Mais il ne faut pas oublier que, quoique désormais séparées, ces deux opérations continuent pourtant à former un tout et que l’une ne saurait se concevoir sans l’autre. Nous sommes trop disposés, dans la vie de tous les jours, à nous imaginer qu’une vente ou un achat sont des opérations indépendantes et qui se suffisent à elles-mêmes. C’est une illusion. Tout achat suppose une vente préalable, car avant de pouvoir échanger son argent contre des marchandises, il faut au préalable avoir échangé ses marchandises contre de l’argent. À l’inverse toute vente présuppose un achat pour l’avenir, car si on échange ses marchandises contre de l’argent, ce n’est que pour échanger plus tard cet argent contre d’autres marchandises sinon, qu’en ferait-on ? Toutefois comme l’argent peut se conserver indéfiniment sans être employé, il est possible qu’il s’écoule un entr’acte très long, plusieurs années, peut-être même plusieurs générations entre les deux actes de la pièce, entre la vente et l’achat complémentaire. Mais la pensée doit rapprocher ces deux actes et en réalité, malgré l’intervention de la marchandise tierce et la complication qu’elle introduit, tout homme, dans nos sociétés civilisées aussi bien que dans les sociétés primitives, vit encore en échangeant ses produits ou ses services, présents ou passés, contre d’autres produits ou d’autres services, présents ou passés.

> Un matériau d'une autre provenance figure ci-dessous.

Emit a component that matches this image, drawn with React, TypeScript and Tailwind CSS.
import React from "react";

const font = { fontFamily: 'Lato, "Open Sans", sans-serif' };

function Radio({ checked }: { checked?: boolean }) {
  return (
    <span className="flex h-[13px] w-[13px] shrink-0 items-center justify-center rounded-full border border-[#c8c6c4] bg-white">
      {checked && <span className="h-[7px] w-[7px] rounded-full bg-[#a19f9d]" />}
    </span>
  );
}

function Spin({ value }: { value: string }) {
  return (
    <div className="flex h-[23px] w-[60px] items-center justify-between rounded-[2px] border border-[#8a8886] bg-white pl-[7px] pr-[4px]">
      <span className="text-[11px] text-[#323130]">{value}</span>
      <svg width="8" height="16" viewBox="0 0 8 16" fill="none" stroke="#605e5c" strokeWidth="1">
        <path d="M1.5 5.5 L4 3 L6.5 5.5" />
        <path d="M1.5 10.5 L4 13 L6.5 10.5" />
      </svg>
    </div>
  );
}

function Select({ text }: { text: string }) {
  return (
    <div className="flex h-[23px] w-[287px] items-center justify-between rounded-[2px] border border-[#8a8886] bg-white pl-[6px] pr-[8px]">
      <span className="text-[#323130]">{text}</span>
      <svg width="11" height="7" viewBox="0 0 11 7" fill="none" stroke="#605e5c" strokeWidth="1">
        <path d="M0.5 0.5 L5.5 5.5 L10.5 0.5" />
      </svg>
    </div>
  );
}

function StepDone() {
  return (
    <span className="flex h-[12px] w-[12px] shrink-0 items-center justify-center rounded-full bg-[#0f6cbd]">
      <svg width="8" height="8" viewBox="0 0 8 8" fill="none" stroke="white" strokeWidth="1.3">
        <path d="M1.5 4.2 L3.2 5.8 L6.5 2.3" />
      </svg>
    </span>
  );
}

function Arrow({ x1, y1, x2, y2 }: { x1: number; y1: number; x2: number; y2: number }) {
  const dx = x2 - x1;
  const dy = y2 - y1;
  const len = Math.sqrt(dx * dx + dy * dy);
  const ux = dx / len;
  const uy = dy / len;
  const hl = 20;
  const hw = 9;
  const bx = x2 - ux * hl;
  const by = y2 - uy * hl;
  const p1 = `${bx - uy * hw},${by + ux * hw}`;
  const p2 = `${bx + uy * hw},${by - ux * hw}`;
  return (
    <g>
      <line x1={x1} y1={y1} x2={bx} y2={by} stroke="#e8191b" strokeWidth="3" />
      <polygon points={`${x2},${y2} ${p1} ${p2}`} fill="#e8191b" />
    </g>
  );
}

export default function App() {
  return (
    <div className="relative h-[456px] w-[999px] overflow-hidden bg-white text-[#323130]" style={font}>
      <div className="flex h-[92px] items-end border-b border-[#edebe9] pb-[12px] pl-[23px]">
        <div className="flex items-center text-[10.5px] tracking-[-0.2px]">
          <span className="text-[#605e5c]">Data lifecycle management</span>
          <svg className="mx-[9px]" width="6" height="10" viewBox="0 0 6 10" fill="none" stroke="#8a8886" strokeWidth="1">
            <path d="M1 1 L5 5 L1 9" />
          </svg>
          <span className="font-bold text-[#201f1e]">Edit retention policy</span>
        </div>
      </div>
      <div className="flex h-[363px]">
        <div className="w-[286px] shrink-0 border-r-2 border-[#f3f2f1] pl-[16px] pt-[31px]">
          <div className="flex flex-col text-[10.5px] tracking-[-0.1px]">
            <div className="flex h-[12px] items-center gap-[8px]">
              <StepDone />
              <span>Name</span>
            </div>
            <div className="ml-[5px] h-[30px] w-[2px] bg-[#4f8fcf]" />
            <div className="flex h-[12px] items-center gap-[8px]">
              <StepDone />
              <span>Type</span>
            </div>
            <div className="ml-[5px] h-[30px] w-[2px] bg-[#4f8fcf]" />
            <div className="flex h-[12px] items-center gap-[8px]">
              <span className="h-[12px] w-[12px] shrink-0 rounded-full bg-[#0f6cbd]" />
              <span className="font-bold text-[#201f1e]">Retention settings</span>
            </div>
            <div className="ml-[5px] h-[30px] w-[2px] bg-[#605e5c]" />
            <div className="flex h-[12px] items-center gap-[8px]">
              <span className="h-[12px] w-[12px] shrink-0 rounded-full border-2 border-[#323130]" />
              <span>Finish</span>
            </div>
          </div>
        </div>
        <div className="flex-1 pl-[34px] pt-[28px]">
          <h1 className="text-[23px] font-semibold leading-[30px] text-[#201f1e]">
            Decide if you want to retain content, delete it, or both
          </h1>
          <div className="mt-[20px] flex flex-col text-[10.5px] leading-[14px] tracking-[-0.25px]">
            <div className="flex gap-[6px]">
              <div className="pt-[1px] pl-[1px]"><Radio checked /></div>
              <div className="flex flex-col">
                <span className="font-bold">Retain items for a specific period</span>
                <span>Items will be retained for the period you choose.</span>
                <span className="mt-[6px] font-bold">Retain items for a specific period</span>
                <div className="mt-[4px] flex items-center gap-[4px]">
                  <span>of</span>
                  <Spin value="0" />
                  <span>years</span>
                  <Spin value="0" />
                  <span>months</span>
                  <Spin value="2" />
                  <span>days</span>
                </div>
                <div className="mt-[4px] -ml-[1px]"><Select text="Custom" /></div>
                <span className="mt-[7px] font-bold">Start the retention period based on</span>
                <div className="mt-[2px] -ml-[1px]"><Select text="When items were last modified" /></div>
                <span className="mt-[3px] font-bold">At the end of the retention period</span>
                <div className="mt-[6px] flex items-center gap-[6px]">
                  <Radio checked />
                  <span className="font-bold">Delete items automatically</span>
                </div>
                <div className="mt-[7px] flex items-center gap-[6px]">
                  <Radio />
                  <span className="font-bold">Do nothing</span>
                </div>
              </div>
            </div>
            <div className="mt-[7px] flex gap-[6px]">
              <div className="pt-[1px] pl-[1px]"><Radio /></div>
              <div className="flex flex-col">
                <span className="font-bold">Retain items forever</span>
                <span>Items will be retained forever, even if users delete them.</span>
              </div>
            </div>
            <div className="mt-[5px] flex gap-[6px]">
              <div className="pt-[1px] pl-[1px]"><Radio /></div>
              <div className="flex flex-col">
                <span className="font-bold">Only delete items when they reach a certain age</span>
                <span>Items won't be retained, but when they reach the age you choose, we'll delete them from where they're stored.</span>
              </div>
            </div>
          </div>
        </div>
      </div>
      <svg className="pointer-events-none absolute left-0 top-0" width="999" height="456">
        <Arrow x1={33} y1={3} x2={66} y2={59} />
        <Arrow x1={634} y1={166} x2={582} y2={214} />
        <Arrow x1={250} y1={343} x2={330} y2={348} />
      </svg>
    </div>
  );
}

  1. Le lieutenant Cameron dans son voyage en Afrique (1874), nous raconte comment il dut s’y prendre pour se procurer une barque a l’homme de Saïd voulait être payé en ivoire et je n’en avais pas. On vint me dire que Mohammed Ibn Sélib avait de l’ivoire et qu’il désirait de l’étoffe malheureusement comme je n’avais pas plus de l’un que de l’autre, cela ne m’avançât pas beaucoup. Mais Ibn Guérib qui avait de i étoffe manquait de fil métallique dont j’étais largement pourvu. Je donnai donc à Ibn Guérib le montant de la somme en fil de cuivre il me paya en étoffe que je passai à Ibn Sélib : celui-ci en donna l’équivalent en ivoire à l’agent de Saïd… et j’eus la barque ! ».